Question

If a line makes angles of ${{30}^{\circ }}$ and ${{45}^{\circ }}$ with x- axis and y- axis, then the angle made by it with z- axis is
(a) ${{45}^{\circ }}$
(b) ${{60}^{\circ }}$
(c) ${{120}^{\circ }}$
(d) None of these

Answer 1

Hint: Given question is based on 3 -D Geometry. We know in 3D the relation between direction cosines of a line ${{\alpha }^{2}}+{{\beta }^{2}}+{{\gamma }^{2}}=1$, where $\alpha ,\beta and \gamma $ are the direction cosines of a line from x-axis, y-axis and z-axis respectively.
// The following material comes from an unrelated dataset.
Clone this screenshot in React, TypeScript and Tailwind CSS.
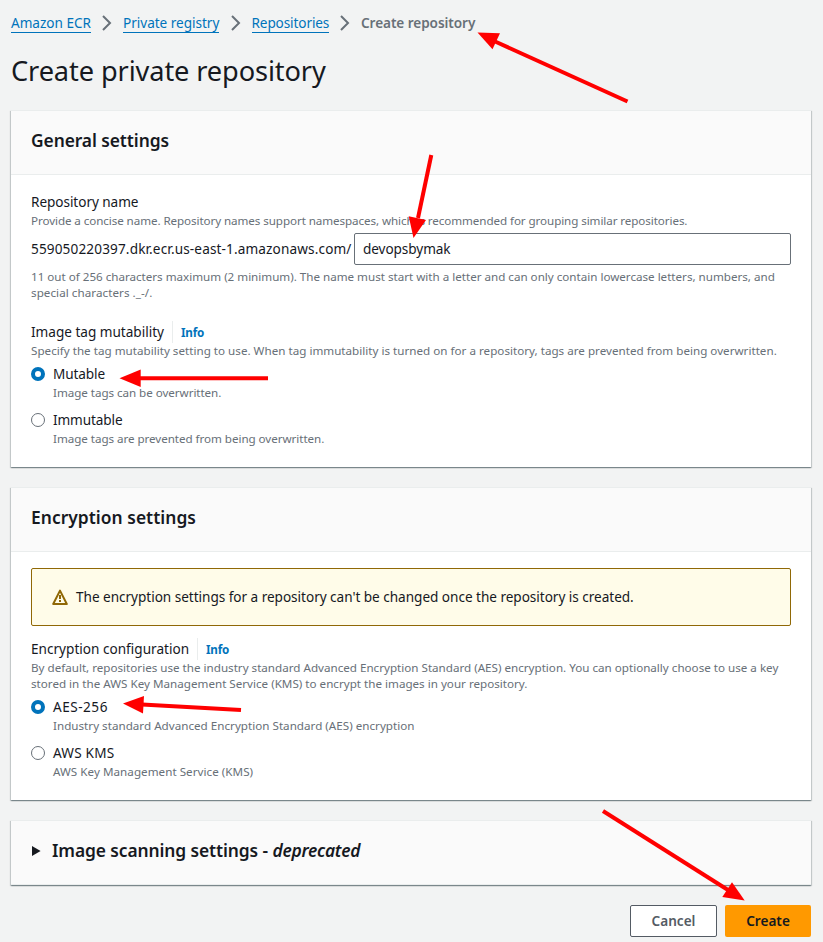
import type { ReactNode } from 'react';

const CARD =
  'border-t border-[#eaeded] bg-white shadow-[0_1px_1px_0_rgba(0,28,36,0.3),1px_1px_1px_0_rgba(0,28,36,0.15),-1px_1px_1px_0_rgba(0,28,36,0.15)]';

function Crumb({ children, className = '' }: { children: ReactNode; className?: string }) {
  return (
    <a href="#" className={`shrink-0 whitespace-nowrap text-[#0073bb] ${className}`}>
      <span className="border-b border-[#0073bb]">{children}</span>
    </a>
  );
}

function Chevron() {
  return (
    <svg viewBox="0 0 16 16" className="mx-2 size-4 shrink-0" fill="none" stroke="#687078" strokeWidth="2">
      <path d="M4 1l7 7-7 7" />
    </svg>
  );
}

function CardHeader({ children }: { children: ReactNode }) {
  return <div className="h-16 border-b border-[#eaeded] bg-[#fafafa] px-5 pt-[18px]">{children}</div>;
}

function Hint({ children, className = '' }: { children: ReactNode; className?: string }) {
  return <p className={`whitespace-nowrap text-[11.65px] leading-4 text-[#687078] ${className}`}>{children}</p>;
}

function LabelWithInfo({ children, className = '' }: { children: ReactNode; className?: string }) {
  return (
    <div className="flex h-[22px] items-center">
      <span className={`whitespace-nowrap ${className}`}>{children}</span>
      <span className="h-[22px] border-l border-[#eaeded]" />
      <a href="#" className="mt-px ml-2 text-[11.65px] leading-[22px] font-bold tracking-[-0.2px] text-[#0073bb]">
        Info
      </a>
    </div>
  );
}

interface RadioProps {
  checked?: boolean;
  label: string;
  hint: string;
  labelClass: string;
  hintClass: string;
}

function Radio({ checked, label, hint, labelClass, hintClass }: RadioProps) {
  return (
    <label className="flex gap-2">
      <span
        className={
          checked
            ? 'mt-1 size-3.5 shrink-0 rounded-full border-4 border-[#0073bb] bg-white'
            : 'mt-1 size-3.5 shrink-0 rounded-full border border-[#687078] bg-white'
        }
      />
      <span className="flex flex-col">
        <span className={`leading-[22px] ${labelClass}`}>{label}</span>
        <Hint className={hintClass}>{hint}</Hint>
      </span>
    </label>
  );
}

function Arrows() {
  return (
    <svg
      className="pointer-events-none absolute inset-0 h-[942px] w-[823px]"
      viewBox="0 0 823 942"
      fill="#ff0000"
      stroke="#ff0000"
    >
      <g strokeWidth="4" fill="none">
        <path d="M494 41L627.5 101.5" />
        <path d="M418 218L431.3 155" />
        <path d="M139 378.3H268" />
        <path d="M142 704.6L241 710" />
        <path d="M603 811L728 890" />
      </g>
      <g stroke="none">
        <path d="M477.5 32.5L500 33.3L492.5 49.3Z" />
        <path d="M413.5 238L408.7 216.3L426 220Z" />
        <path d="M119.5 378.3L140.7 369.5V387Z" />
        <path d="M123 703.6L144 696L143 713.5Z" />
        <path d="M744.7 900.5L732 882.3L722.3 896.9Z" />
      </g>
    </svg>
  );
}

export default function App() {
  return (
    <div className="relative h-[942px] w-[823px] overflow-hidden bg-[#f2f3f3] pt-3 pr-3 pl-[11px] font-['Noto_Sans','Open_Sans',sans-serif] text-[13.6px] leading-[22px] text-[#16191f]">
      <nav className="flex h-[22px] items-center">
        <Crumb className="w-20 tracking-[-0.02px]">Amazon ECR</Crumb>
        <Chevron />
        <Crumb className="w-[96.5px] tracking-[-0.03px]">Private registry</Crumb>
        <Chevron />
        <Crumb className="w-[77.5px] tracking-[-0.12px]">Repositories</Crumb>
        <Chevron />
        <span className="font-semibold tracking-[-0.07px] text-[#687078]">Create repository</span>
      </nav>

      <h1 className="mt-[19px] text-[27.2px] leading-9 tracking-[-0.11px]">Create private repository</h1>

      <main className="mt-[21px] flex w-[800px] flex-col gap-5">
        <section className={`h-[357px] ${CARD}`}>
          <CardHeader>
            <h2 className="text-[17.4px] leading-[22px] font-semibold tracking-[-0.08px]">General settings</h2>
          </CardHeader>
          <div className="px-5 pt-4">
            <div className="tracking-[-0.06px]">Repository name</div>
            <Hint className="tracking-[-0.09px]">
              Provide a concise name. Repository names support namespaces, which is recommended for grouping similar
              repositories.
            </Hint>
            <div className="mt-1 flex h-8 items-center">
              <span className="w-[323px] tracking-[0.13px]">559050220397.dkr.ecr.us-east-1.amazonaws.com/</span>
              <input
                className="h-8 w-[437px] rounded-xs border border-[#687078] bg-white px-2 pb-0.5 tracking-[-0.08px] outline-none"
                defaultValue="devopsbymak"
              />
            </div>
            <Hint className="mt-1 tracking-[-0.015px]">
              11 out of 256 characters maximum (2 minimum). The name must start with a letter and can only contain
              lowercase letters, numbers, and
            </Hint>
            <Hint className="mb-5 tracking-[0.05px]">special characters ._-/.</Hint>

            <LabelWithInfo className="w-[141px] tracking-[-0.015px]">Image tag mutability</LabelWithInfo>
            <Hint className="mb-1 tracking-[0.005px]">
              Specify the tag mutability setting to use. When tag immutability is turned on for a repository, tags are
              prevented from being overwritten.
            </Hint>
            <div className="flex flex-col gap-2">
              <Radio
                checked
                label="Mutable"
                hint="Image tags can be overwritten."
                labelClass="tracking-[-0.11px]"
                hintClass="tracking-[-0.057px]"
              />
              <Radio
                label="Immutable"
                hint="Image tags are prevented from being overwritten."
                labelClass="tracking-[-0.11px]"
                hintClass="tracking-[-0.056px]"
              />
            </div>
          </div>
        </section>

        <section className={`h-[313px] ${CARD}`}>
          <CardHeader>
            <h2 className="text-[17.4px] leading-[22px] font-semibold tracking-[0.04px]">Encryption settings</h2>
          </CardHeader>
          <div className="px-5 pt-4">
            <div className="mb-3 flex h-[58px] items-center gap-2 rounded-xs border border-[#906806] bg-[#fffce9] px-5">
              <svg viewBox="0 0 16 16" className="size-4 shrink-0" fill="none" stroke="#906806" strokeWidth="2">
                <path d="M8 1.6L14.8 15H1.2z" strokeLinejoin="round" />
                <path d="M8 6v4M8 11v2" />
              </svg>
              <span className="tracking-[-0.036px]">
                The encryption settings for a repository can't be changed once the repository is created.
              </span>
            </div>

            <LabelWithInfo className="w-[166px]">Encryption configuration</LabelWithInfo>
            <Hint className="tracking-[-0.008px]">
              By default, repositories use the industry standard Advanced Encryption Standard (AES) encryption. You can
              optionally choose to use a key
            </Hint>
            <Hint className="mb-1 tracking-[-0.004px]">
              stored in the AWS Key Management Service (KMS) to encrypt the images in your repository.
            </Hint>
            <div className="flex flex-col gap-2">
              <Radio
                checked
                label="AES-256"
                hint="Industry standard Advanced Encryption Standard (AES) encryption"
                labelClass="tracking-[0.5px]"
                hintClass="tracking-[0.008px]"
              />
              <Radio
                label="AWS KMS"
                hint="AWS Key Management Service (KMS)"
                labelClass="tracking-[0.2px]"
                hintClass="tracking-[0.03px]"
              />
            </div>
          </div>
        </section>

        <section className={`h-[65px] ${CARD}`}>
          <CardHeader>
            <h2 className="flex items-center text-[17.4px] leading-[22px] font-semibold">
              <svg viewBox="0 0 10 12" className="mt-0.5 mr-2.5 ml-px h-3 w-2.5 shrink-0" fill="#16191f">
                <path d="M0 1L8.6 6L0 11z" />
              </svg>
              <span className="w-[220.5px] whitespace-nowrap tracking-[-0.1px]">Image scanning settings -</span>
              <em className="tracking-[-0.28px]">deprecated</em>
            </h2>
          </CardHeader>
        </section>
      </main>

      <footer className="mt-5 flex w-[800px] justify-end gap-2">
        <button className="h-8 w-[87px] rounded-xs border border-[#545b64] bg-white font-semibold text-[#545b64]">
          Cancel
        </button>
        <button className="h-8 w-[86px] rounded-xs bg-[#ff9900] font-semibold text-[#16191f]">Create</button>
      </footer>

      <Arrows />
    </div>
  );
}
We use this cosine equation to solve the question. By putting the values in the equation and solving it, we get our desirable answer.

Formula Used:
${{\alpha }^{2}}+{{\beta }^{2}}+{{\gamma }^{2}}=1$

Complete step by step Solution:
Given that line makes an angle of ${{30}^{\circ }}$and ${{45}^{\circ }}$with x- axis and y-axis
We have to find out the angle made by the line with the z- axis.
Let the angle between the line and the z – axis be x.
So, the three direction angles (angles to each of the positive coordinate axis ) of the line are 30, 45 and x degrees.
The direction cosines of the line are the cosines of the direction angles.
So, the sum of the squares of the direction cosines is 1.
Which means ${{\cos }^{2}}\alpha +{{\cos }^{2}}\beta +{{\cos }^{2}}\gamma =1$
That is ${{\cos }^{2}}(30)+{{\cos }^{2}}(45)+{{\cos }^{2}}(x)=1$
Now we put the value of cos${{30}^{\circ }}$ , cos ${{45}^{\circ }}$in the above equation, we get
${{\alpha }^{2}}+{{\beta }^{2}}+{{\gamma }^{2}}=1$${{\left( \dfrac{\sqrt{3}}{2} \right)}^{2}}+{{\left( \dfrac{1}{\sqrt{2}} \right)}^{2}}+{{\cos }^{2}}x=1$
By solving the equation, we get
              $\dfrac{3}{4}+\dfrac{1}{2}+{{\cos }^{2}}x=1$
Thus we find out the value of ${{\cos }^{2}}x$
             ${{\cos }^{2}}x=1-\dfrac{3}{4}-\dfrac{1}{2}$
             ${{\cos }^{2}}x=-\dfrac{1}{2}$
      Where ${{a}^{2}}\ge 0$, a $\in $ R
           ${{\cos }^{2}}x=-\dfrac{1}{2}$is not possible

Hence, the correct option is d.

Note: In this type of question, students made mistakes in putting the correct equation and correct trigonometric values in the question. Always remember that a negative angle is not possible. The angle must be a real number. By taking care of some of these things, we get our correct answer.